Aim: Pull out every line below containing the word "React".

Given material:
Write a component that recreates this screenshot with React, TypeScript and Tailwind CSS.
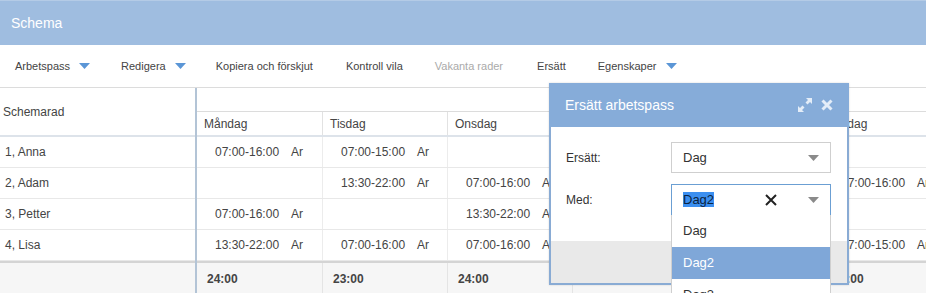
import React from "react";

const font = { fontFamily: '"Liberation Sans", Arial, sans-serif' };

function Caret({ color = "#5b96d6" }: { color?: string }) {
  return (
    <svg width="11" height="6" viewBox="0 0 11 6" className="ml-[9px]">
      <path d="M0 0 L11 0 L5.5 6 Z" fill={color} />
    </svg>
  );
}

type Cell = string | null;
const rows: { name: string; cells: Cell[] }[] = [
  { name: "1, Anna", cells: ["07:00-16:00", "07:00-15:00", null, null, null, null] },
  { name: "2, Adam", cells: [null, "13:30-22:00", "07:00-16:00", null, null, "07:00-16:00"] },
  { name: "3, Petter", cells: ["07:00-16:00", null, "13:30-22:00", null, null, null] },
  { name: "4, Lisa", cells: ["13:30-22:00", "07:00-16:00", "07:00-16:00", null, null, "07:00-15:00"] },
];
const days = ["Måndag", "Tisdag", "Onsdag", "Torsdag", "Fredag", "Lördag", "Söndag"];
const totals = ["24:00", "23:00", "24:00", "", "", "24:00", ""];

export default function App() {
  return (
    <div className="relative w-[926px] h-[293px] overflow-hidden bg-white text-[#333]" style={font}>
      {/* Title bar */}
      <div className="h-[45px] bg-[#9fbde0] border-t border-[#b4cbe6] flex items-center pl-[11px]">
        <span className="text-white text-[14px]">Schema</span>
      </div>

      {/* Toolbar */}
      <div className="h-[43px] flex items-center text-[11px] text-[#444] border-b border-[#dcdcdc]">
        <div className="flex items-center ml-[15px]">Arbetspass<Caret /></div>
        <div className="flex items-center ml-[31px]">Redigera<Caret /></div>
        <div className="ml-[30px]">Kopiera och förskjut</div>
        <div className="ml-[33px]">Kontroll vila</div>
        <div className="ml-[32px] text-[#aaa]">Vakanta rader</div>
        <div className="ml-[34px]">Ersätt</div>
        <div className="flex items-center ml-[32px]">Egenskaper<Caret /></div>
      </div>

      {/* Table */}
      <div className="flex text-[12px] text-[#444]">
        <div className="w-[197px] shrink-0 border-r-2 border-[#b3c4d6]">
          <div className="h-[49px] flex items-center pl-[3px] border-b-2 border-[#dde3ea]">Schemarad</div>
          {rows.map((r) => (
            <div key={r.name} className="h-[31px] flex items-center pl-[5px] border-b border-[#e8e8e8]">
              {r.name}
            </div>
          ))}
          <div className="h-[33px] border-t-2 border-[#d4d4d4] bg-[#f6f6f6]" />
        </div>
        <div className="flex-1">
          <div className="h-[24px] border-b border-[#dcdcdc]" />
          <div className="h-[25px] flex border-b-2 border-[#dde3ea]">
            {days.map((d, i) => (
              <div key={d} className={`w-[125px] shrink-0 flex items-center pl-[7px] ${i > 0 ? "border-l border-[#e2e2e2]" : ""}`}>
                {d}
              </div>
            ))}
          </div>
          {rows.map((r) => (
            <div key={r.name} className="h-[31px] flex border-b border-[#e8e8e8]">
              {days.map((d, i) => (
                <div key={d} className={`w-[125px] shrink-0 flex items-center pl-[18px] ${i > 0 ? "border-l border-[#ececec]" : ""}`}>
                  {r.cells[i] ? (
                    <>
                      <span>{r.cells[i]}</span>
                      <span className="ml-[12px]">Ar</span>
                    </>
                  ) : null}
                </div>
              ))}
            </div>
          ))}
          <div className="h-[33px] flex border-t-2 border-[#d4d4d4] bg-[#f6f6f6]">
            {days.map((d, i) => (
              <div key={d} className={`w-[125px] shrink-0 flex items-center pl-[10px] font-bold ${i > 0 ? "border-l border-[#e4e4e4]" : ""}`}>
                {totals[i]}
              </div>
            ))}
          </div>
        </div>
      </div>

      {/* Dialog */}
      <div className="absolute left-[549px] top-[83px] w-[300px] h-[202px] border-2 border-t-0 border-[#89abd4] bg-white flex flex-col shadow-[0_0_2px_rgba(0,0,0,0.15)]">
        <div className="h-[44px] -mx-[2px] bg-[#86acd9] flex items-center pl-[16px] pr-[16px]">
          <span className="text-white text-[14px] flex-1">Ersätt arbetspass</span>
          <svg width="14" height="14" viewBox="0 0 14 14" className="mr-[9px]">
            <g fill="#e4edf8">
              <path d="M8 0 L14 0 L14 6 L12 4 L9.5 6.5 L7.5 4.5 L10 2 Z" />
              <path d="M6 14 L0 14 L0 8 L2 10 L4.5 7.5 L6.5 9.5 L4 12 Z" />
            </g>
          </svg>
          <svg width="12" height="12" viewBox="0 0 12 12">
            <path d="M1.5 1.5 L10.5 10.5 M10.5 1.5 L1.5 10.5" stroke="#e4edf8" strokeWidth="3" strokeLinecap="butt" />
          </svg>
        </div>
        <div className="flex-1 flex flex-col text-[12px] text-[#333]">
          <div className="flex items-center mt-[15px] pl-[15px]">
            <span className="w-[105px]">Ersätt:</span>
            <div className="w-[160px] h-[31px] border border-[#cfcfcf] flex items-center pl-[11px] pr-[11px]">
              <span className="flex-1 text-[13px]">Dag</span>
              <Caret color="#8a8a8a" />
            </div>
          </div>
          <div className="flex items-center mt-[11px] pl-[15px]">
            <span className="w-[105px]">Med:</span>
            <div className="relative w-[160px] h-[32px] border border-[#6b9fd3] flex items-center pl-[11px] pr-[11px]">
              <span className="flex-1 text-[13px]">
                <span className="bg-[#3b8ff0] text-[#0b2340]">Dag2</span>
              </span>
              <svg width="12" height="12" viewBox="0 0 12 12" className="mr-[22px]">
                <path d="M1 1 L11 11 M11 1 L1 11" stroke="#222" strokeWidth="2" />
              </svg>
              <Caret color="#8a8a8a" />
            </div>
          </div>
          <div className="mt-auto h-[42px] bg-[#e9e9e9]" />
        </div>
      </div>

      {/* Dropdown list */}
      <div className="absolute left-[671px] top-[215px] w-[160px] h-[90px] bg-white border-x border-[#cfcfcf] text-[13px] text-[#333]">
        <div className="h-[32px] flex items-center pl-[11px]">Dag</div>
        <div className="h-[32px] flex items-center pl-[11px] bg-[#7fa7d8] text-white">Dag2</div>
        <div className="h-[32px] flex items-center pl-[11px]">Dag3</div>
      </div>
    </div>
  );
}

Solution:
Write a component that recreates this screenshot with React, TypeScript and Tailwind CSS.
import React from "react";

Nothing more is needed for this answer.